Возвращение имперского центра в Константинополь в 1261 г. сопровождалось почти сразу потерей большинства азиатских провинций. Вследствие этого повысилось значение европейских кафедр. Исторические кафедры Азии сохраняли свое старшинство. Хотя Кесария и Ефес находились в чужих владениях, они продолжали занимать первое и второе место. Фессалоника, однако, в начале XIV в. поднялась с шестнадцатого на двенадцатое место, а еще через несколько лет на четвертое, сразу после Ираклии Фракийской. В списках епархий последних веков существования Империи наблюдается дальнейшее сокращение количества и изменение порядка. Ekthesis Андроника II, составленный в 1299 г., дает нам 112 митрополитов, что вдвое больше, чем на столетие раньше. Однако, за пределами Европы с трудом можно было найти архиерея, имеющего более одного–двух викариев, а те, епархии которых полностью перешли к захватчикам, за исключением нескольких старейших, числились в приложении и вовсе не имели викариев. Taxis, изданный в начале XV в., содержит 78 митрополичьих кафедр, называя их епархиями; 40 из них имеют титулы, по которым можно догадываться, что они все еще действуют. Последний из этих списков содержится в воззвании, адресованном Базельскому Совету в 1437 г. Он дает нам 67 митрополитов, многие из которых не имеют викариев. Восемь из них находились вокруг Константинополя и семь — в Греции; 36 на турецкой территории и 16 в независимых христианских странах — Валахия, Молдавия, Россия, Кавказ и Трапезунд.[45]

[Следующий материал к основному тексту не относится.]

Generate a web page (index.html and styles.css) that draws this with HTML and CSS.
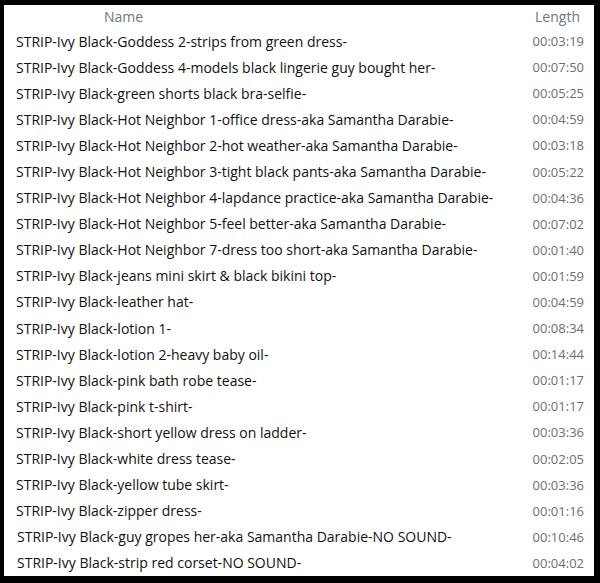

Одновременно с сокращением числа епархий возрастают их титулы. Митрополиты главных кафедр становятся экзархами, с эпитетами ύπέρτιμος, т. е. «почетнейший». Примерно в конце XIV в. митрополит Кесарии стал экзархом Востока, митрополит Ефесский — экзархом Азии, митрополит Ираклийский — экзархом Фракии и Македонии, митрополит Филиппопольский — экзархом Европы. Вскоре после этого титулы экзархов были предоставлены почти всем сохранившимся митрополитам, например, митрополит Фессалоники стал экзархом Фессалии, митрополит Никомидийский — экзархом Вифинии. Это не было, как полагают некоторые историки, попыткой компенсировать утерянное величие использованием громких, ничего не значащих титулов. Экзархат означал нечто другое. В светской сфере экзарх был управляющим провинцией, находящейся так далеко от столицы, что ему нужно было предоставить дополнительные войска как представителю императора. У епископов были экзархи, которые должны были представлять их в тех районах, которые они лично не могли посещать. Награждение служащих митрополитов в XIV‑XV вв. было признанием патриархом того положения, что он не может больше управлять областью, находящейся под чужим управлением. Будучи экзархом, местный митрополит был уполномочен действовать как представитель патриарха.[46]

Ситуация значительно усложнялась в связи с растущим несоответствием между размерами территории патриархата и владениями умирающей Империи. Император был по–прежнему «Священным Императором», главой христианского народа, обязанность которого была давать Церкви опору государства. Такой поддержки он более оказывать не мог. Как показывает список епархий 1437 г., более 3/4 митрополичьих престолов находились на территориях, управляемых иностранными государями, некоторые из которых были христианами, вовсе не обязательно дружественными Константинополю, а значительно большая часть — под игом иноверного султана. Таким образом, патриарх оказывался вовлеченным в международную политику, и его интересы далеко не всегда совпадали с интересами императора. В турецких землях епископы все больше должны были быть готовыми заботиться как о светской, так и о религиозной стороне жизни своей паствы. Церковь столкнулась с новыми преобразованиями и новыми проблемами, о которых св. отцы никогда и не помышляли. К 1453 г. положение Церкви было столь ужасным и ненормальным, что обязательно должна была произойти какая‑нибудь реорганизация. Может быть, турецкое завоевание принесло не лучшее разрешение проблемы, но это уже было какое‑то разрешение.

Монастыри

Для отношения византийцев к религии было характерным, что хотя они в высшей степени уважительно относились к патриарху и иерархии, в частной жизни они находились под более сильным влиянием отдельных монахов и святых людей. Они возмущались по поводу каждого наступления на иерархию со стороны светских властей, за исключением тех случаев, когда конкретный иерарх зарекомендовал себя как непопулярный. Но если имел место конфликт между иерархией и монастырями, именно монахи могли рассчитывать на сильнейшую поддержку народа.